21.14: If Nick Griffin is standing in Barking, shouldn’t Cameron represent Cockermouth, Brown Pity Me, and Clegg Lickey End?

22.00 Anyone who’s been turned away from the polling booth, please remember that my ballot box is accessible twenty four hours a day.

23.44: They’ll keep the red flag flying here (in Sunderland).

0.28: I do hereby declare that Joan Collins should keep her trap shut.

1.01: My first experience with a Swing–O–Meter was in my early twenties at a rather unorthodox job interview. It was measuring something slightly different than the one is tonight (though my result was highly un-Conservative).

1.34: Gordon Brown finally genuinely smiled. A genuine one is much less scary. Congratulations, Mister Prime Minister.

1.46: Freedom for Tooting!

2.21: Oh, Lembit. How we’ll miss your quirky ideas and gal pals.

2.32: Just because the UK followed the US style of televised debates doesn’t mean you needed to go whole hog and introduce American dodgy scandals at the polls. My word, there are already Facebook groups set up to protest!

3.01: Well done to the Monster Raving Loonies for giving Cameron a real run for his money. I’ve no doubt you fought as hard and as determinedly as you could. I’m sure your constituency is proud.

4.37: Porn destroys lives—ask Jacqui Smith.

4.52: Balls.

5.59: I can’t believe Nick Griffin’s reaction. I was surprised when he got the tears in his eyes, but when he fell down, went foetal and began rocking like a baby, I just about shit myself.

6.44: I’m cross with Christopher. I think he’s eaten too many biscuits. He’s just spent quite a bit of time moaning on the floor, distracting me from the lovely Nick Clegg’s results. I knew Jaffa Cakes were a bad idea.

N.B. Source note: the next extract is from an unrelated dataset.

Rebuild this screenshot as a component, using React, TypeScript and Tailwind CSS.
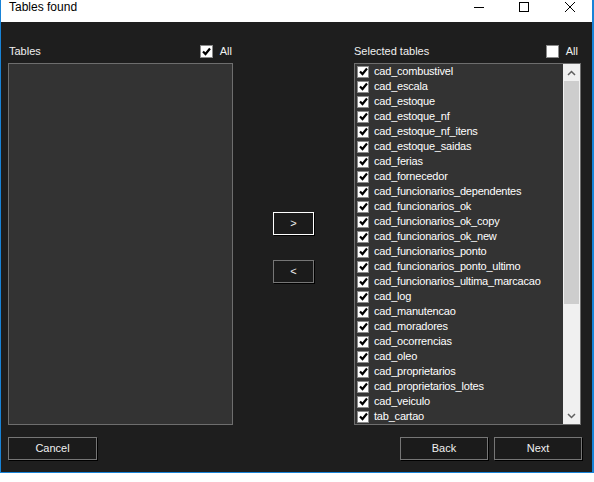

I’ve always said they’re not real biscuits; now perhaps Christopher will accept that I’m right.

7.08: Now I’m feeling a bit funny in the tummy. I didn’t have any Jaffa Cakes, mind—I think it’s just the feeling I get when I hear Clegg described as the “king maker.”

7.47: I’ve put Christopher to bed, but he can’t seem to settle. I’m going to go sit with him for a bit. Gordon, don’t stand down while I’m gone.